* Begin Task data *
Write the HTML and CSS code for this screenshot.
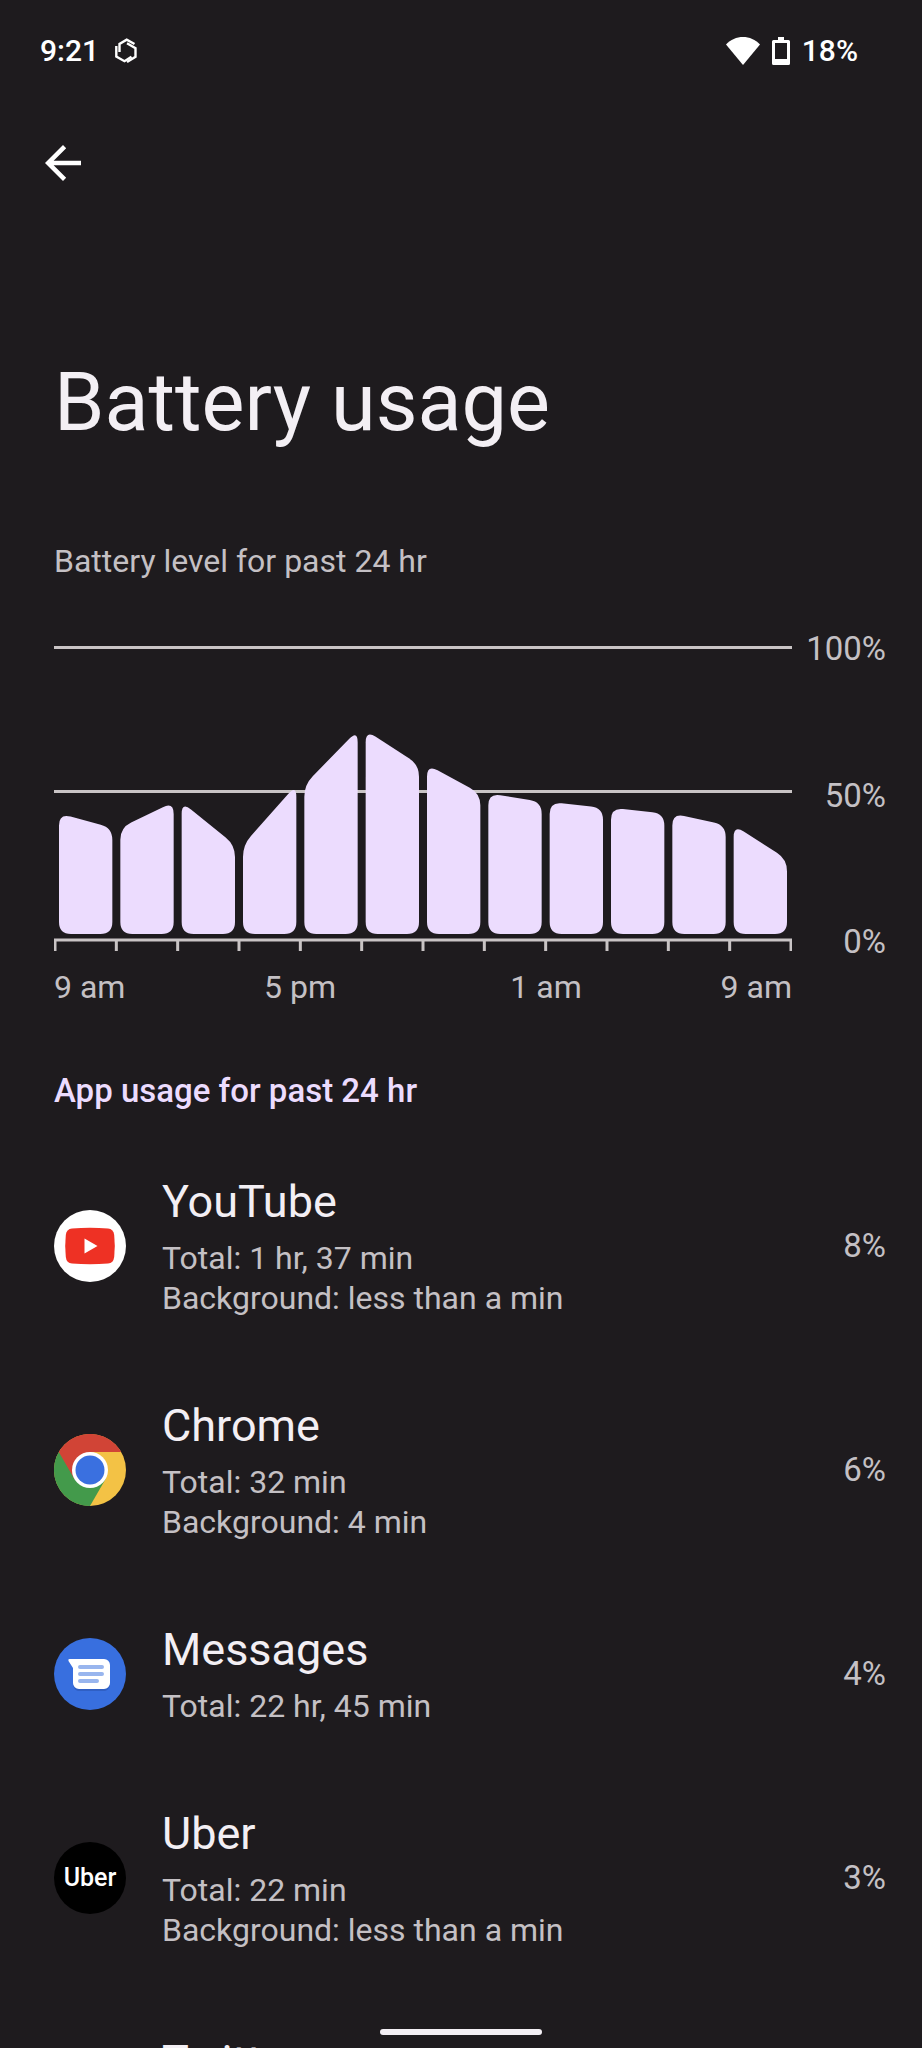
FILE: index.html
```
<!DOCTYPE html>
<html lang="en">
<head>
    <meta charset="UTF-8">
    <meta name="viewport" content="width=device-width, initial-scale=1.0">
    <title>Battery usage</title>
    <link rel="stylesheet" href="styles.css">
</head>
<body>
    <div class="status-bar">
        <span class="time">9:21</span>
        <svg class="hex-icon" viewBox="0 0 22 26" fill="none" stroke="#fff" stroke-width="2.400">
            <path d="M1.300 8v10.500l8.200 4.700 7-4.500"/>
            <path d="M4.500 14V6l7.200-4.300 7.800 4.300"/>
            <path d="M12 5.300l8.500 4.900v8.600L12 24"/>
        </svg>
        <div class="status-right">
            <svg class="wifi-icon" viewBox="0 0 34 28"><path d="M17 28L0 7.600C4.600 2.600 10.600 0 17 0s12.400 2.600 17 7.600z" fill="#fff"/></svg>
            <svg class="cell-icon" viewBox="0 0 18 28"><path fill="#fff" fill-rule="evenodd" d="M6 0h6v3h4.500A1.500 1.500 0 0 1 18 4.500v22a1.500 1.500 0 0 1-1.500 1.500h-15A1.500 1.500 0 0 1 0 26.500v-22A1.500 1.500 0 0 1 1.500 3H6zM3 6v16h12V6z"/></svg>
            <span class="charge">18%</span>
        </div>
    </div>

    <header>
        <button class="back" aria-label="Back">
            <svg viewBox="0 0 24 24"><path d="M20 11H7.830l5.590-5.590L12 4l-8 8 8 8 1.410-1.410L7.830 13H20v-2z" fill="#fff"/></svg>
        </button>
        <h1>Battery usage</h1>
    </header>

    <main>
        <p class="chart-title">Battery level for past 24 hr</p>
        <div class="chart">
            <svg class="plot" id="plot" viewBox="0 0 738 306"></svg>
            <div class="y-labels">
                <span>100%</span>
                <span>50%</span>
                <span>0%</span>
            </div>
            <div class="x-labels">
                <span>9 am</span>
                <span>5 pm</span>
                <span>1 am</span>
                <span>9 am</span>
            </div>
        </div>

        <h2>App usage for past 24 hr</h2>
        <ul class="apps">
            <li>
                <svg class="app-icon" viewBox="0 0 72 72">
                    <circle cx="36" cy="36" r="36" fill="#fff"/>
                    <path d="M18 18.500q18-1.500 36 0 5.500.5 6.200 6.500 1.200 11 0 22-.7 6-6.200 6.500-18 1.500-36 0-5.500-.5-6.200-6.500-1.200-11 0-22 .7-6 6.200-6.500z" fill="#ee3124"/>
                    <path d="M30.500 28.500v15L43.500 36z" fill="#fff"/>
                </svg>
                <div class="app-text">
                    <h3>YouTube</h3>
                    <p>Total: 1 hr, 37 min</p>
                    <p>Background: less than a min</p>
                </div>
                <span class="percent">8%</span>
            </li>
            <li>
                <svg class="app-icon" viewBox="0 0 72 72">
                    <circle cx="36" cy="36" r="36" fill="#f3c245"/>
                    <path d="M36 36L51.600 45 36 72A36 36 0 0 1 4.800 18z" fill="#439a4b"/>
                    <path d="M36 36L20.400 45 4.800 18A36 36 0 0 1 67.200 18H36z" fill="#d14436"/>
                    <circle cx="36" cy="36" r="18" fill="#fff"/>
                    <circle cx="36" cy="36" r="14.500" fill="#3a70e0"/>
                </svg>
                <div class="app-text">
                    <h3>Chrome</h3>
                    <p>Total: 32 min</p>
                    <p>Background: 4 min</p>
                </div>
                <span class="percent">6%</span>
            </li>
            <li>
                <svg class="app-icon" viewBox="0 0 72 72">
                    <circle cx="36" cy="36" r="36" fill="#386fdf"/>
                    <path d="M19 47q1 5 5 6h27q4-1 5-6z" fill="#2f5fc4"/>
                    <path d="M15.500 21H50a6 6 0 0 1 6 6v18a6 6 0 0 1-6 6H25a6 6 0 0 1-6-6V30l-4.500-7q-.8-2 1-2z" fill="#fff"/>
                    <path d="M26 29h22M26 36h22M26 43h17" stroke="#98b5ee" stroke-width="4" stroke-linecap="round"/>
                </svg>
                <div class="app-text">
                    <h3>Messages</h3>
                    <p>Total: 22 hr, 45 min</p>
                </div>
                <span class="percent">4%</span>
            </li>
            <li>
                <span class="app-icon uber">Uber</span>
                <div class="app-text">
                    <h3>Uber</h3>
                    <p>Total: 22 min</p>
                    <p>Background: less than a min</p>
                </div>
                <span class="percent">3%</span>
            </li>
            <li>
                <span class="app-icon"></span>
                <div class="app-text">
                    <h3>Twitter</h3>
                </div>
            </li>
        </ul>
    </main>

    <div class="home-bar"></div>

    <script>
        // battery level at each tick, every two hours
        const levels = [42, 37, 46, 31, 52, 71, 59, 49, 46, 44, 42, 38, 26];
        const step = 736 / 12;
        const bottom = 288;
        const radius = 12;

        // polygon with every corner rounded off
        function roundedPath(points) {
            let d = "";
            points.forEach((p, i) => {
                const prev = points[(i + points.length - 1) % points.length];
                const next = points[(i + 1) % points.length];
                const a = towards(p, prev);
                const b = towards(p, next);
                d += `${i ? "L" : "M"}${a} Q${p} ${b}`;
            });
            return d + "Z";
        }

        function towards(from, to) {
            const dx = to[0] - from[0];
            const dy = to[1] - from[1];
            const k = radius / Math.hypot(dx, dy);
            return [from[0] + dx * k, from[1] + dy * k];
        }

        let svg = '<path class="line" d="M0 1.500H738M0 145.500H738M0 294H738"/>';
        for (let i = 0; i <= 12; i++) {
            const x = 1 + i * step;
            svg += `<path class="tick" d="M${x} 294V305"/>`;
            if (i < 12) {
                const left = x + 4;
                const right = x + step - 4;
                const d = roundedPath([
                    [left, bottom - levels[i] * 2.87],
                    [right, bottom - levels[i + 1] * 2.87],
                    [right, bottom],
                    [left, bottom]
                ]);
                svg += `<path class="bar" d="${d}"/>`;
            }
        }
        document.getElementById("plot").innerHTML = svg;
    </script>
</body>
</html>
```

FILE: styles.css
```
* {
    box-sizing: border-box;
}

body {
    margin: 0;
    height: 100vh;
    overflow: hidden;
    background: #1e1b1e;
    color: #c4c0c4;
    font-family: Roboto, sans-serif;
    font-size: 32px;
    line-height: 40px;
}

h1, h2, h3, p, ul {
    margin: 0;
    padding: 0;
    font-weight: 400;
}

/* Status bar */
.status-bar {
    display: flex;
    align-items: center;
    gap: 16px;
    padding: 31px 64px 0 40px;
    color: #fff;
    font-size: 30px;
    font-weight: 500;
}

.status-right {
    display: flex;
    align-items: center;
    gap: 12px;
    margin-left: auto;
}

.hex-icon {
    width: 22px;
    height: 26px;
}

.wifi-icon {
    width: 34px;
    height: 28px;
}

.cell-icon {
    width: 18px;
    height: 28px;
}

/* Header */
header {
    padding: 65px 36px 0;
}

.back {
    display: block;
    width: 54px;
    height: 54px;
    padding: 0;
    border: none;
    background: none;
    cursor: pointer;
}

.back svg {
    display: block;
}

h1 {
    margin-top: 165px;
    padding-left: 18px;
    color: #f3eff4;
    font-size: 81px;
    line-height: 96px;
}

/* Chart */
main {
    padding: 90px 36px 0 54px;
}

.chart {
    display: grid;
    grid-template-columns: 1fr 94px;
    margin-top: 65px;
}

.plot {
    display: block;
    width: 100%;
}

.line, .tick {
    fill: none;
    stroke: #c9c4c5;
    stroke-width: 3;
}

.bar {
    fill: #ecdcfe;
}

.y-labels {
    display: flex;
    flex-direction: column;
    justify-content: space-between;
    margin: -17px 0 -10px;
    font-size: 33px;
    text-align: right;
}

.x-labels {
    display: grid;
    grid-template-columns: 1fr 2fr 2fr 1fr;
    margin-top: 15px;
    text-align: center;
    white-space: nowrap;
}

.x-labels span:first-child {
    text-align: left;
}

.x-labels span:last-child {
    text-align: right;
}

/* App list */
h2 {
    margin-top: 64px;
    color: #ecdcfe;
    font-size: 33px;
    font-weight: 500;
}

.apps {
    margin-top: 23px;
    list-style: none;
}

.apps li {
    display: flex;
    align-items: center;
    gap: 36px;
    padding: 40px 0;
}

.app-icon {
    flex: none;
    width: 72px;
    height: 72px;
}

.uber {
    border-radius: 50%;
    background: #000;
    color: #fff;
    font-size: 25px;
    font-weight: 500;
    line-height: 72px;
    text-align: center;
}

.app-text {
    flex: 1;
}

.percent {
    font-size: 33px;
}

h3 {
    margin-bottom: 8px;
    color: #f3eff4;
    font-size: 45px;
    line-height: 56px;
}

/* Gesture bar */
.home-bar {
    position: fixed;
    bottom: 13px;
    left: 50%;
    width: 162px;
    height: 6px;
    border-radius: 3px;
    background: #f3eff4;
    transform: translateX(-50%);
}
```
* End Task data *
* Begin Task data *
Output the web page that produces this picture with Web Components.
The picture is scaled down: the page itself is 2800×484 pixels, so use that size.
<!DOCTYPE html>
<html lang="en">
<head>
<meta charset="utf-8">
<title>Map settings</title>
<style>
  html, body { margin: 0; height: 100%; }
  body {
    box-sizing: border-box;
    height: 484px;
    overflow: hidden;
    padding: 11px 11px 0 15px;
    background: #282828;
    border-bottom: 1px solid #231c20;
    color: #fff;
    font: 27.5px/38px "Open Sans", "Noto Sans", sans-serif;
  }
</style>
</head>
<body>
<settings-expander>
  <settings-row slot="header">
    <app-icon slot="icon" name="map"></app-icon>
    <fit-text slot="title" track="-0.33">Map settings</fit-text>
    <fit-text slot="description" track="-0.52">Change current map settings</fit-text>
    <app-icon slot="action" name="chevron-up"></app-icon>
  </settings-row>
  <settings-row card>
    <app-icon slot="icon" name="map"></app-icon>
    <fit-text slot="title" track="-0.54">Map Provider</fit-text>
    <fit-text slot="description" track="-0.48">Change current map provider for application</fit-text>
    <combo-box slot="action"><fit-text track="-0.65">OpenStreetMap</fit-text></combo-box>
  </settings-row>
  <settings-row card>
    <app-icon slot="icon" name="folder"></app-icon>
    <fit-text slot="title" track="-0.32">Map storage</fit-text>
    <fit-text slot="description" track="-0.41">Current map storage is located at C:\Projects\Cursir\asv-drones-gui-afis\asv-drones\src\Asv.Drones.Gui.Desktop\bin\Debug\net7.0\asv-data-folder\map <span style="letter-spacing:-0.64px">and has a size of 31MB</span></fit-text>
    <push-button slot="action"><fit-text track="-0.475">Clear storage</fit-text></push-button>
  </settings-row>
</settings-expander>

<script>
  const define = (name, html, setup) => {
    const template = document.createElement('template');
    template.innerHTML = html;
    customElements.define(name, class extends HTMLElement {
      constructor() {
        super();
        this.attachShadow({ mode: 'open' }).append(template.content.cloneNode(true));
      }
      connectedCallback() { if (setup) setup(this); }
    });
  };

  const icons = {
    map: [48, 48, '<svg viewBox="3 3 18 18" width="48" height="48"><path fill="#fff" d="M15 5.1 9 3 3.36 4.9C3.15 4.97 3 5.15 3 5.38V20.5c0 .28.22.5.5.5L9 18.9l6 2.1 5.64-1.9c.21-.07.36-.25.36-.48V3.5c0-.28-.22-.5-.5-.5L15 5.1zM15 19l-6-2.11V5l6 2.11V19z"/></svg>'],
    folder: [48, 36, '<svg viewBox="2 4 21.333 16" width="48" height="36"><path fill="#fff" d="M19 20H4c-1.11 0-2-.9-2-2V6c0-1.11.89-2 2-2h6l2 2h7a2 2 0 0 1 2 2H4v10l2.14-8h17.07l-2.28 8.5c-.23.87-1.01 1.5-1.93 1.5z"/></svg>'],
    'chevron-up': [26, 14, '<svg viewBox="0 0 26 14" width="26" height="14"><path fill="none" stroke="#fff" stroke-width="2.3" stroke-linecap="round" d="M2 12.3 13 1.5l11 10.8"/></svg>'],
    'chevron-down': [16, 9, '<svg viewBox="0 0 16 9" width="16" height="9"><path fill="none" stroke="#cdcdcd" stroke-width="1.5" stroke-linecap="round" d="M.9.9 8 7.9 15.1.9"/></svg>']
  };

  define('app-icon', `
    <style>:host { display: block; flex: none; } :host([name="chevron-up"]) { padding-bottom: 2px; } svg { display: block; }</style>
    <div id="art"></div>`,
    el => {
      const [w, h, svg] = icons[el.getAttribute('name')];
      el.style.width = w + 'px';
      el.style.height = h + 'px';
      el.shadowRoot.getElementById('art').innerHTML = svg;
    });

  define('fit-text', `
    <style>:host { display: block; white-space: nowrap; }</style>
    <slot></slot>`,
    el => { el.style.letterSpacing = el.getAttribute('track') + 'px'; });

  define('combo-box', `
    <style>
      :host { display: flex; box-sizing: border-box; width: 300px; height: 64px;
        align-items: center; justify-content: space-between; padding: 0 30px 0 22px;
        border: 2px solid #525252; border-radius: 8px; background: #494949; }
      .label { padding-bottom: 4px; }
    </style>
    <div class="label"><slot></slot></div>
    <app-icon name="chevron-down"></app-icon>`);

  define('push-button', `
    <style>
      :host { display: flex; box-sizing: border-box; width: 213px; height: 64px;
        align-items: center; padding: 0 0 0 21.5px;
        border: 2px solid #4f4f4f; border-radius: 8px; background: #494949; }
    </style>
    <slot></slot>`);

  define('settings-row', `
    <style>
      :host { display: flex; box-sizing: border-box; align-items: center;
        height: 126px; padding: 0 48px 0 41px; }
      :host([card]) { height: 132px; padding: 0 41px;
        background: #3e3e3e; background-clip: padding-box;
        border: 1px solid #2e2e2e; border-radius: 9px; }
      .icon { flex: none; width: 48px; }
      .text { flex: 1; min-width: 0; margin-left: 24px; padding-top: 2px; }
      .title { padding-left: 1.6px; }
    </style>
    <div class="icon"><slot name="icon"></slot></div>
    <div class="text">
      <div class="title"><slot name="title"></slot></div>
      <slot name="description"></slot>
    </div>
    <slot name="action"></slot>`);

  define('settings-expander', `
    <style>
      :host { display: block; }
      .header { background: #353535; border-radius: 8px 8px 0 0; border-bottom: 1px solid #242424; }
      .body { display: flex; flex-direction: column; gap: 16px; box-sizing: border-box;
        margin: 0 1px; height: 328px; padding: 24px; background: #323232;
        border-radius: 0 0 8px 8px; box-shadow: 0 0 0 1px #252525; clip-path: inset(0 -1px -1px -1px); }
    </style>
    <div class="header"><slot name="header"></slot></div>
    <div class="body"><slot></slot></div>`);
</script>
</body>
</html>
* End Task data *
Show every line from the entries above in which the word "that" appears.

Output the web page that produces this picture with Web Components.
The picture is scaled down: the page itself is 2800×484 pixels, so use that size.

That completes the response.